Naturally, customers receive different campaigns at different stages of their journeys. These campaigns’ goals should appropriately align with each stage’s overarching objectives.
For example, an Activation objective might include building trust so that your new customers feel confident enough to share their personal data and build out their profile—this could be accomplished with a meaningful welcome campaign.
Careful planning and prioritization will help your different audiences overcome their biggest stage-specific hurdles. Maybe it’s an onboarding email campaign encouraging your customer to download your app—personalizing the additional value they’ll get from an app-enhanced experience can subsequently help you achieve your goals with less friction.
It’s a When-Win situation: Your customers have a better experience and progress to the next leg of their journey. The next When and the next win for your brand.
How to Target Your Message’s When:
- What do I want my customer to achieve in this stage?
- What actions must your customer take before moving to the next stage?
- Which precursory steps taken can you acknowledge?
The Where: Pinpointing Conversion Milestones
As mentioned above, there are friction points along the customer’s When or specific lifecycle stage. We throw the term “milestone” around quite a bit, but today we’ll use it for contextualizing the Where—the small interactions that comprise a customer’s experience and build brand credibility.
For example, there are multiple stages of Where you can develop during a customer’s initial onboarding. Dovetailing off the example we just brought up in the previous section, just because a potential customer has now downloaded your app doesn’t necessarily mean that they’re ready to buy.
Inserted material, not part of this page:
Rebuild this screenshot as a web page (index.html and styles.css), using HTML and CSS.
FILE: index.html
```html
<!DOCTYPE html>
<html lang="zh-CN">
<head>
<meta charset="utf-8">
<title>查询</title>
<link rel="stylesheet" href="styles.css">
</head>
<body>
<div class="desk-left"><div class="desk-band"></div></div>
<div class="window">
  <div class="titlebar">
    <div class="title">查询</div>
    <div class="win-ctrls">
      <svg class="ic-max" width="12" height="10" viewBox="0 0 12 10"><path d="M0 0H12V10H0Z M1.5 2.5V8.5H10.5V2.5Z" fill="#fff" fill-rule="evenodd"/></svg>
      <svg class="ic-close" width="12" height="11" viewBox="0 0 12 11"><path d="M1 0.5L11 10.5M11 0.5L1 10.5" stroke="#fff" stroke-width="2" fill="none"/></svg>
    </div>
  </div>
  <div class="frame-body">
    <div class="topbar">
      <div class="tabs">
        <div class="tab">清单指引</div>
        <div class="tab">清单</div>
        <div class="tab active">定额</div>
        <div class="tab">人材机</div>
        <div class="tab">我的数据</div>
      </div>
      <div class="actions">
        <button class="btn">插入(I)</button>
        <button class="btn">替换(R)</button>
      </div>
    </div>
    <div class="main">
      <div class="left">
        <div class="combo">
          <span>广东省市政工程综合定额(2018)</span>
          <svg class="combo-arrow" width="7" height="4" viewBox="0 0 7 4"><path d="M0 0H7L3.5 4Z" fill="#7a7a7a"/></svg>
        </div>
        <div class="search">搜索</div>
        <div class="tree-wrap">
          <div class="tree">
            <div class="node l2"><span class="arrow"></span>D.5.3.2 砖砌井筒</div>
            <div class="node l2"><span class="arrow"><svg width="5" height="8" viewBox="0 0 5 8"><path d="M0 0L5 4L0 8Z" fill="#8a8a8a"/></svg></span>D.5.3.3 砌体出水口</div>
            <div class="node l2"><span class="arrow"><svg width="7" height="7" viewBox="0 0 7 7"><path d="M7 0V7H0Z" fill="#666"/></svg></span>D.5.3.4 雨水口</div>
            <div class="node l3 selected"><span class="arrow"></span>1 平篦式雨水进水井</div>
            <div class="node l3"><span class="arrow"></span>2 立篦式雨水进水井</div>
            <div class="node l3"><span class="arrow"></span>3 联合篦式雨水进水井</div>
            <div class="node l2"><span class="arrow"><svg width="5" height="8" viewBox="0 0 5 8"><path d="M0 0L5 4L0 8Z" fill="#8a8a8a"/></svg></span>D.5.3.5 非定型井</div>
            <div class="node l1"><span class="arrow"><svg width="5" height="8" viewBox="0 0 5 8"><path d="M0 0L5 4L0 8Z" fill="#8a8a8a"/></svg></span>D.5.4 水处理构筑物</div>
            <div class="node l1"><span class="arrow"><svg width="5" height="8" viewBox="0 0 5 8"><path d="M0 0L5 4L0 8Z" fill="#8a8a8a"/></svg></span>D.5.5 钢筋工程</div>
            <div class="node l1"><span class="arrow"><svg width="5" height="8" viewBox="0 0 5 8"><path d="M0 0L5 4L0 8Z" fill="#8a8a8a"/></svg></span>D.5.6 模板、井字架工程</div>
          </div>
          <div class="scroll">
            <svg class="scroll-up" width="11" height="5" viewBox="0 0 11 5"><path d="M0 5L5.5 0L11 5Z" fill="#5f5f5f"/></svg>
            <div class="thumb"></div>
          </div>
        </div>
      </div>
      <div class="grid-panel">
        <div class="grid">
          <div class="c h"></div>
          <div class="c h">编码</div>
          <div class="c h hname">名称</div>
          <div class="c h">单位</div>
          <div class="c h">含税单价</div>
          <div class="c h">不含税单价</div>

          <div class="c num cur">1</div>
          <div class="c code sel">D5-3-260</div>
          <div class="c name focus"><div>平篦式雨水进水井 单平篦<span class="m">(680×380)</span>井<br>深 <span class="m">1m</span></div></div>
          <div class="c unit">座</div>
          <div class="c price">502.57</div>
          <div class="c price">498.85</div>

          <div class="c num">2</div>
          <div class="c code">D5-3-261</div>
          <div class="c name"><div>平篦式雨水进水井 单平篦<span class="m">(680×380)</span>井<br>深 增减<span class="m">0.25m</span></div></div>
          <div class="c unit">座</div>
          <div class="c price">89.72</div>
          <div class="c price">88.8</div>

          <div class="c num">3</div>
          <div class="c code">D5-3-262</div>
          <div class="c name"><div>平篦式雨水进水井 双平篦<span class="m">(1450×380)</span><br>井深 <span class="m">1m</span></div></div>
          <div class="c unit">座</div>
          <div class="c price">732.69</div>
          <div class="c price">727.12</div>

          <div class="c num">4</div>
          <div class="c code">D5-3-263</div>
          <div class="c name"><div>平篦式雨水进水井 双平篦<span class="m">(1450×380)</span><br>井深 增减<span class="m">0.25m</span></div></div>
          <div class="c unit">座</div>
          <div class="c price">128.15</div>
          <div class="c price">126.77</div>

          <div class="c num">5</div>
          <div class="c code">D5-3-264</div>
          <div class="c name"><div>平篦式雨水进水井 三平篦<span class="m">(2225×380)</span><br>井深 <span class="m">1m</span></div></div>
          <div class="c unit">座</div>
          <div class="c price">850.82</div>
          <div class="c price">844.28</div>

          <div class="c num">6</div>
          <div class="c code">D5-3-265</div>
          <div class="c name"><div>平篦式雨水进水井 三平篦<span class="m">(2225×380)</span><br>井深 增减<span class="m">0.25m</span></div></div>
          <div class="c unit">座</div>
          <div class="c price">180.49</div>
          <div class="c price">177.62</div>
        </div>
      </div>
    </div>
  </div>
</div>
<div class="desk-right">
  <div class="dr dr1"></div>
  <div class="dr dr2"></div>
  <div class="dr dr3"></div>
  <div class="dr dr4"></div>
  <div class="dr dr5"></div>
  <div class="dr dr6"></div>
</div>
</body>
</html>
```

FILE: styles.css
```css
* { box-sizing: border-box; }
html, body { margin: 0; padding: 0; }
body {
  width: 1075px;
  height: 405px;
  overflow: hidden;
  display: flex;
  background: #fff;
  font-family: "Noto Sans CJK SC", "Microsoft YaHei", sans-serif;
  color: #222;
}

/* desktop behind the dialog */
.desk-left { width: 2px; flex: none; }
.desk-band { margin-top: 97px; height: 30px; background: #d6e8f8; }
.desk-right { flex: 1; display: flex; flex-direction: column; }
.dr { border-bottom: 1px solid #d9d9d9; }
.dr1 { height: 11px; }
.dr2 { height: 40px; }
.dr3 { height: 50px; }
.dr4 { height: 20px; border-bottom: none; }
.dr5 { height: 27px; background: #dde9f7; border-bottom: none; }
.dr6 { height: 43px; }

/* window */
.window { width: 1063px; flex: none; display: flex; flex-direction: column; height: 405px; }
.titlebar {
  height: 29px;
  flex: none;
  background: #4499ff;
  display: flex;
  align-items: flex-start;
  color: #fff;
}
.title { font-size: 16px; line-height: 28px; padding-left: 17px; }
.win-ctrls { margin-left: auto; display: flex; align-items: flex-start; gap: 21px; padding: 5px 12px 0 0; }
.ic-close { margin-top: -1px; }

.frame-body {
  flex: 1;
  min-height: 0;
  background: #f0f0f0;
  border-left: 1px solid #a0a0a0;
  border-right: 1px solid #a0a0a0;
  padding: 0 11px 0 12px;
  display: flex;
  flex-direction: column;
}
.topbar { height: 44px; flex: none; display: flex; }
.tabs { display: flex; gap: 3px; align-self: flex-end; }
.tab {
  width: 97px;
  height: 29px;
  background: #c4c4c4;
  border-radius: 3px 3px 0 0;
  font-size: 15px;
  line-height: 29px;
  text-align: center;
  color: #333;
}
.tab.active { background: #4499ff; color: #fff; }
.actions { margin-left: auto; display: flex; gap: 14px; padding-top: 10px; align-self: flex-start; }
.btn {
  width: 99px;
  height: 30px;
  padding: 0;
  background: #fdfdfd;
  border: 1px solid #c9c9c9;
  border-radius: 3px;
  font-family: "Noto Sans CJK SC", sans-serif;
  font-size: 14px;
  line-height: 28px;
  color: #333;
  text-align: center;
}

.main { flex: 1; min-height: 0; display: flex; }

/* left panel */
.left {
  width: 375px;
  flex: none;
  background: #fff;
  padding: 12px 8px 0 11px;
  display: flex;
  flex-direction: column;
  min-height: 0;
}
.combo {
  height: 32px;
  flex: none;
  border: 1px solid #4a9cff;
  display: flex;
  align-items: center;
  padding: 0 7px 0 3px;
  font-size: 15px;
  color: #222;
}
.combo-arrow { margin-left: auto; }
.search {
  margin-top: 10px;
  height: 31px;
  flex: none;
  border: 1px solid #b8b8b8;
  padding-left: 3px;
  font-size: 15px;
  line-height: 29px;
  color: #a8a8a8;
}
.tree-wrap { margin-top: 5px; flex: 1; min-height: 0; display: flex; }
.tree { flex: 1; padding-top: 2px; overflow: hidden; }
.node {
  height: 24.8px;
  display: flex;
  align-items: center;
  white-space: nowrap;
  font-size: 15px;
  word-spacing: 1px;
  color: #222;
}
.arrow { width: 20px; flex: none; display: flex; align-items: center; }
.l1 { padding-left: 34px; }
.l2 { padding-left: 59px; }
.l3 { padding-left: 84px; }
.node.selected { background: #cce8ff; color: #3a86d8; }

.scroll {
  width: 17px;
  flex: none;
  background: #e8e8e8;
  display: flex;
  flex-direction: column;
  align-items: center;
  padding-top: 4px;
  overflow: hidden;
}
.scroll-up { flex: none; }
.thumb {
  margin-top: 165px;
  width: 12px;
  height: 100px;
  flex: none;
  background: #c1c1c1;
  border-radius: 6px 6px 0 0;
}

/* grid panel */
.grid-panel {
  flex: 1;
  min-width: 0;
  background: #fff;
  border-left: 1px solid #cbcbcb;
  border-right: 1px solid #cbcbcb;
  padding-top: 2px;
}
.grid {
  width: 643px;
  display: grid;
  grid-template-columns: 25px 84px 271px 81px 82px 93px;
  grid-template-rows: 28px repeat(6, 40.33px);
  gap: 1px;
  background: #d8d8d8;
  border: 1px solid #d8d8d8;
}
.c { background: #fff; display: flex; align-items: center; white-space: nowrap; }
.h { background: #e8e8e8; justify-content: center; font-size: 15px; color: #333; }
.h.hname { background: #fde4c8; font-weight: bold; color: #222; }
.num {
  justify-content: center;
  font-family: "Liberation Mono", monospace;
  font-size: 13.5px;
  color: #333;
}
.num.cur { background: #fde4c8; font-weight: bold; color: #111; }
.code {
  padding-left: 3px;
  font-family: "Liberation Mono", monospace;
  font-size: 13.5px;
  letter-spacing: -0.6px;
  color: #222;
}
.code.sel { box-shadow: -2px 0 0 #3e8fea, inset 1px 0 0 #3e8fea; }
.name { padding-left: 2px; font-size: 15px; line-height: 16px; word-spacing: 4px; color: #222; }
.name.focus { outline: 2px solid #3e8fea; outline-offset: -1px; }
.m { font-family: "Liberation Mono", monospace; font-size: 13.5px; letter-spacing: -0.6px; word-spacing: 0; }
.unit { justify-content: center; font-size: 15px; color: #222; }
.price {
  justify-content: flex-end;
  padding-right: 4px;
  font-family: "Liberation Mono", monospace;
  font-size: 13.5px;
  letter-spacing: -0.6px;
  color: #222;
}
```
Each lifecycle stage has a story with a beginning, middle and end. You could, for instance, break the Activation stage into three smaller phases of engagement, or Where the customer is in the story:
- Discovery – Learning about your brand’s offerings in accordance with their particular needs
- Familiarization – Getting accustomed to your products and services while navigating your digital channels
- Mastery – Gaining the ability to proficiently engage and a clear understanding of how your brand aligns with their needs
Knowing exactly Where they are in relation to the story of each lifecycle stage makes content personalization much easier.
It also ensures, once again, that the individualized marketing you’re sending is appropriately mapped to meet customer expectations.
Identifying Your Message’s Where:
- What context do I need to properly align this message?
- What customer interactions need to happen for this message to land right?
- What’s the optimal situation for the customer to receive this message?
The What: Delivering Meaningful Content
And, finally, we’ve reached the “what” of individualization. As Bill Gates famously said, “Content is King.” When most people think of individualization (and even personalization as a catch-all umbrella term) it’s usually content that comes to mind first.
Content is the most overt component of individualized marketing. But as we’ve just pointed out, individualized content is inherently linked to so much more. Personalizing the different elements of content—the copy, images, layouts, CTA, and beyond—needs to have a connection to the recipient.
Part of the reason we’re able to do that effectively is because we’ve comprehensively addressed the Why, the Who, the When, and the Where. We gathered the understanding and necessary context to create the specific What. To a degree, content itself is almost always a result of the four other W’s.
Conveying Your Message’s What:
- How can the copy and content reflect the individual?
- Which images can I use to draw attention and evoke familiarity?
- Which specific recommendations and products align with this customer’s interests?
How Individualization Happens
To accomplish this degree of individualized marketing accuracy, you must be able to freely wield your customer data. As discussed, most—if not all—answers to the question of “What should I send my customer?” lives inside your customers’ profiles. Now it’s up to all of us to put that data to use and deliver the experiences our customers want!